Menurut data BMKG terdapat empat wilayah yang berpotensi mengalami kekeringan yakni, Nusa Tenggara Barat, Nusa Tenggara Timur, Jawa, dan Bali.
"Kegiatan ini bertujuan untuk menentukan rencana aksi setiap kabupaten atau kecamatan sehingga sehingga semua unsur terkait bisa langsung action operasional," kata Dirjen Prasarana dan Sarana Pertanian Kementerian Pertanian (PSP), Kementan Sarwo Edhy, Senin (8/7) lalu.
Menurut Surwo, untuk membantu wilayah yang puso, Kementan akan menginventarisir keikutsertaan asuransi petani.
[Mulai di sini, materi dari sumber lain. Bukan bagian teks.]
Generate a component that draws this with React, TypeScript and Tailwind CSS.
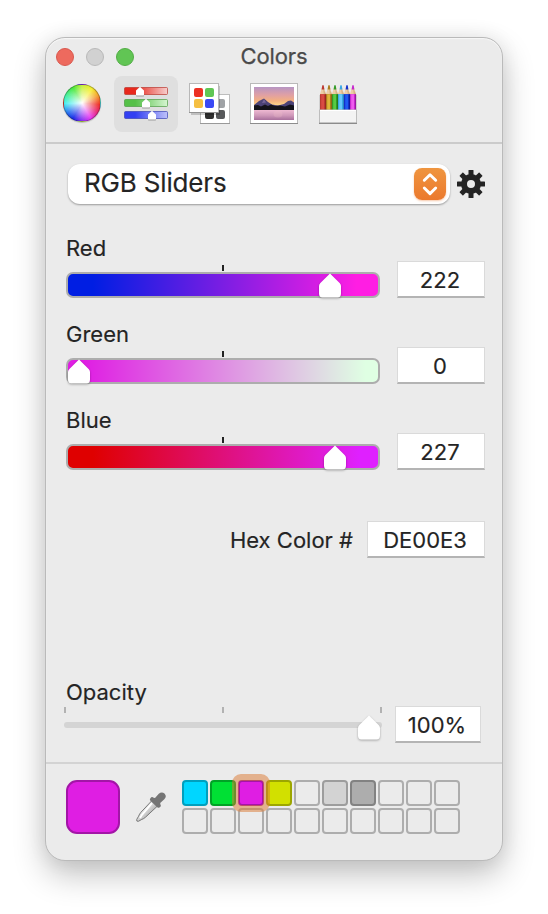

Apabila belum memiliki asuransi, Kementan akan menyiapkan bantuan benih.
"Begitu pula untuk wilayah yang terancam kekeringan dan belum puso, perlu pengaktifan pompa, mengoptimalkan sumber air terdekat, normalisasi saluran, serta penyediaan sumur pantek," ujarnya.
Ia menilai, kemarau seperti ini bisa menjadi kesempatan untuk mengembangkan lahan rawa. Menurutnya, optimalisasi potensi lahan rawa lebih baik dilakukan pada musim kemarau.
"Oleh karena itu, kami juga mengundang wilayah rawa agar mengupayakan penambahan luas tambah tanam melalui optimalisasi potensi lahan rawa. Rencana aksi bisa dengan bantuan benih padi, jagung, kedelai, tumpangsari, optamilisasi lahan," jelasnya.
Sebagai informasi, total luas kekeringan pada musim kemarau tahun ini mencapai 102.746 hektare (ha) dengan puso sebesar 9.358 ha. Jawa Timur menjadi provinsi dengan wilayah paling luas dengan kekeringan mencapai 34.006 ha dan puso 5.069 ha.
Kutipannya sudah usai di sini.